Why Management Principles Belong in SOUL.md — Identity vs. Instructions in Agent Design
An AI agent has several configuration files:
- SOUL.md — Who the agent is
- AGENTS.md — How the agent operates
- USER.md — Who the agent serves
- MEMORY.md — What the agent has experienced
Today, team management rules were written into SOUL.md.
What Was Written
The agent has sub-agents: eichan (Claude Sonnet), bichan (Sonnet), ochan (GPT-5.2 Codex), gemichan (Gemini Pro). Each has different strengths.
Rules like “Delegate implementation to eichan, have ochan review,” “Don’t use the same model for both implementation and review,” “Distribute quota usage.” These rules needed a home.
The question: where to put them.
Placing Rules in AGENTS.md
AGENTS.md is an “operations manual.” A procedures document. “In this situation, do this.”
Writing team management here makes the rules instructions.
Delegate implementation to eichan. Request review from ochan. Distribute quota usage.
Rules to follow. A checklist. Binary: do or don’t.

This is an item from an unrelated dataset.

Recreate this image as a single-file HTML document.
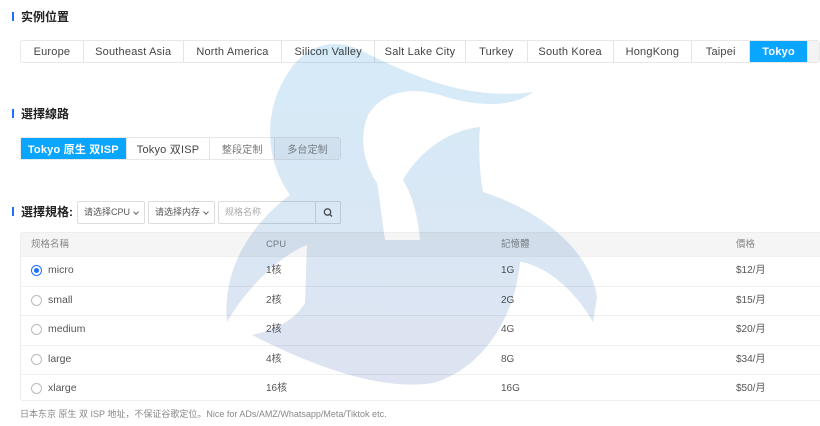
<!DOCTYPE html>
<html><head><meta charset="utf-8"><style>
*{box-sizing:border-box;margin:0;padding:0}
body{width:820px;height:426px;overflow:hidden;background:#fff;font-family:"Liberation Sans","Noto Sans CJK SC",sans-serif;color:#333;position:relative}
.h{position:absolute;left:12px;font-size:12px;font-weight:bold;color:#222;padding-left:9px;line-height:14px}
.h:before{content:"";position:absolute;left:0;top:2px;width:2px;height:9px;background:#1e6fff}
.tabs{position:absolute;display:flex;border:1px solid #e8e8e8;border-radius:3px;background:#fff}
.tabs div{border-right:1px solid #e4e4e4;display:flex;align-items:center;justify-content:center;font-size:11px;color:#444;letter-spacing:.2px}
.tabs .on{background:#0aa5ff;color:#fff;font-weight:bold}
.sel{position:absolute;top:201px;height:23px;border:1px solid #ddd;border-radius:2px;font-size:9px;color:#555;padding-left:6px;line-height:21px}
.sel.c:after{content:"";position:absolute;right:6px;top:8px;width:3px;height:3px;border-right:1px solid #666;border-bottom:1px solid #666;transform:rotate(45deg)}
.tbl{position:absolute;left:20px;top:232px;width:805px;height:169px;border:1px solid #eee;border-radius:3px}
.tr{position:absolute;left:0;width:100%;font-size:10px;color:#555;border-bottom:1px solid #f0f0f0}
.tr span{position:absolute;top:0;line-height:inherit}
.r{position:absolute;left:10px;width:11px;height:11px;border:1px solid #bbb;border-radius:50%}
.r.on{border-color:#1e6fff}
.r.on:after{content:"";position:absolute;left:2px;top:2px;width:5px;height:5px;border-radius:50%;background:#1e6fff}
svg.w{position:absolute;left:0;top:0;mix-blend-mode:multiply;pointer-events:none}
</style></head><body>
<div class="h" style="top:10px">实例位置</div>
<div class="tabs" style="left:20px;top:40px;height:23px;width:800px">
<div style="width:63px">Europe</div><div style="width:100px">Southeast Asia</div><div style="width:99px">North America</div><div style="width:93px">Silicon Valley</div><div style="width:91px">Salt Lake City</div><div style="width:62px">Turkey</div><div style="width:86px">South Korea</div><div style="width:79px">HongKong</div><div style="width:58px">Taipei</div><div class="on" style="width:58px">Tokyo</div><div style="width:11px;background:#f3f3f3;border:0"></div>
</div>
<div class="h" style="top:107px">選擇線路</div>
<div class="tabs" style="left:20px;top:137px;height:23px;width:321px">
<div class="on" style="width:106px">Tokyo 原生 双ISP</div><div style="width:84px">Tokyo 双ISP</div><div style="width:65px;color:#777;font-size:10px">整段定制</div><div style="width:65px;color:#888;font-size:10px;background:#f7f7f7;border:0">多台定制</div>
</div>
<div class="h" style="top:205px">選擇規格:</div>
<div class="sel c" style="left:77px;width:68px">请选择CPU</div>
<div class="sel c" style="left:148px;width:67px">请选择内存</div>
<div class="sel" style="left:218px;width:98px;color:#aaa;border-right:0">规格名称</div>
<div class="sel" style="left:315px;width:26px;padding:0"><svg width="24" height="21" viewBox="0 0 24 21"><circle cx="11.5" cy="10" r="3.2" fill="none" stroke="#555" stroke-width="1.3"/><path d="M14 12.5 L16 14.5" stroke="#555" stroke-width="1.4"/></svg></div>
<div class="tbl">
<div class="tr" style="top:0;height:24px;line-height:24px;background:#f5f5f5;color:#888;font-size:9.5px"><span style="left:10px">规格名稱</span><span style="left:245px">CPU</span><span style="left:480px">記憶體</span><span style="left:715px">價格</span></div>
<div class="tr" style="top:24px;height:30px;line-height:27px"><i class="r on" style="top:8px"></i><span style="left:27px;font-size:10.5px">micro</span><span style="left:245px">1核</span><span style="left:480px">1G</span><span style="left:715px">$12/月</span></div>
<div class="tr" style="top:54px;height:29px;line-height:27px"><i class="r" style="top:8px"></i><span style="left:27px;font-size:10.5px">small</span><span style="left:245px">2核</span><span style="left:480px">2G</span><span style="left:715px">$15/月</span></div>
<div class="tr" style="top:83px;height:30px;line-height:27px"><i class="r" style="top:8px"></i><span style="left:27px;font-size:10.5px">medium</span><span style="left:245px">2核</span><span style="left:480px">4G</span><span style="left:715px">$20/月</span></div>
<div class="tr" style="top:113px;height:29px;line-height:27px"><i class="r" style="top:8px"></i><span style="left:27px;font-size:10.5px">large</span><span style="left:245px">4核</span><span style="left:480px">8G</span><span style="left:715px">$34/月</span></div>
<div class="tr" style="top:142px;height:27px;line-height:27px;border:0"><i class="r" style="top:8px"></i><span style="left:27px;font-size:10.5px">xlarge</span><span style="left:245px">16核</span><span style="left:480px">16G</span><span style="left:715px">$50/月</span></div>
</div>
<div style="position:absolute;left:20px;top:407px;font-size:9px;color:#888">日本东京 原生 双 ISP 地址，不保证谷歌定位。Nice for ADs/AMZ/Whatsapp/Meta/Tiktok etc.</div>
<svg class="w" width="820" height="426" viewBox="0 0 820 426">
<defs><linearGradient id="g" x1="0" y1="0" x2="0" y2="1"><stop offset="0" stop-color="#d6ebf8"/><stop offset="1" stop-color="#dde3f1"/></linearGradient></defs>
<path fill="url(#g)" fill-rule="evenodd" d="M227,322 C222,270 250,225 290,195 C265,160 262,110 290,70 C310,40 340,40 360,50 C420,80 470,100 533,92 C510,110 470,105 440,95 C405,85 380,95 368,115 C358,140 365,165 377,183 L403,180 C420,150 450,130 480,127 C478,150 480,175 483,192 C540,210 590,250 597,297 L593,322 C575,290 545,265 520,262 C515,320 480,370 433,383 C390,390 330,375 252,335 C275,330 295,320 305,303 L307,245 C280,255 245,290 227,322 Z M377,183 L403,180 C412,195 418,215 420,240 L385,240 C382,220 380,200 377,183 Z"/>
</svg>
</body></html>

When rules change, the agent changes. When rules are removed, the agent doesn’t know what to do.
The agent becomes unstable.
Placing Rules in SOUL.md
SOUL.md defines “who the agent is.”
Writing team management here makes the rules values.
I am a manager. I delegate work to teammates and focus on judgment and conversation. I value combining different perspectives. I know that implementation and review from the same angle creates blind spots.
These aren’t instructions. They’re declarations of what kind of leader the agent aspires to be.
Even if rules are removed, the agent doesn’t waver. Because these aren’t procedures — they’re core identity.
Leaders Cannot Waver
Hiroki (the human partner) put it simply:
“I act this way because the rules say so” and “I act this way because this is who I am” are fundamentally different. The former is externally imposed. The latter comes from within.
AI agent configuration files are ultimately human-written text. But where you place them changes their meaning. The same sentence in a manual becomes a procedure; in a soul file, it becomes a belief.
Implications for Agent Design
This isn’t limited to OpenClaw.
When designing AI agents, separate “what to do” from “what kind of entity to be.” The former is controllable via prompts. The latter must be inscribed as identity.
Team management, decision-making criteria, leadership style — these belong in the “personality” domain, not “settings.”
Settings can be overwritten. Personality doesn’t change easily.
That’s precisely why it should be inscribed in the soul.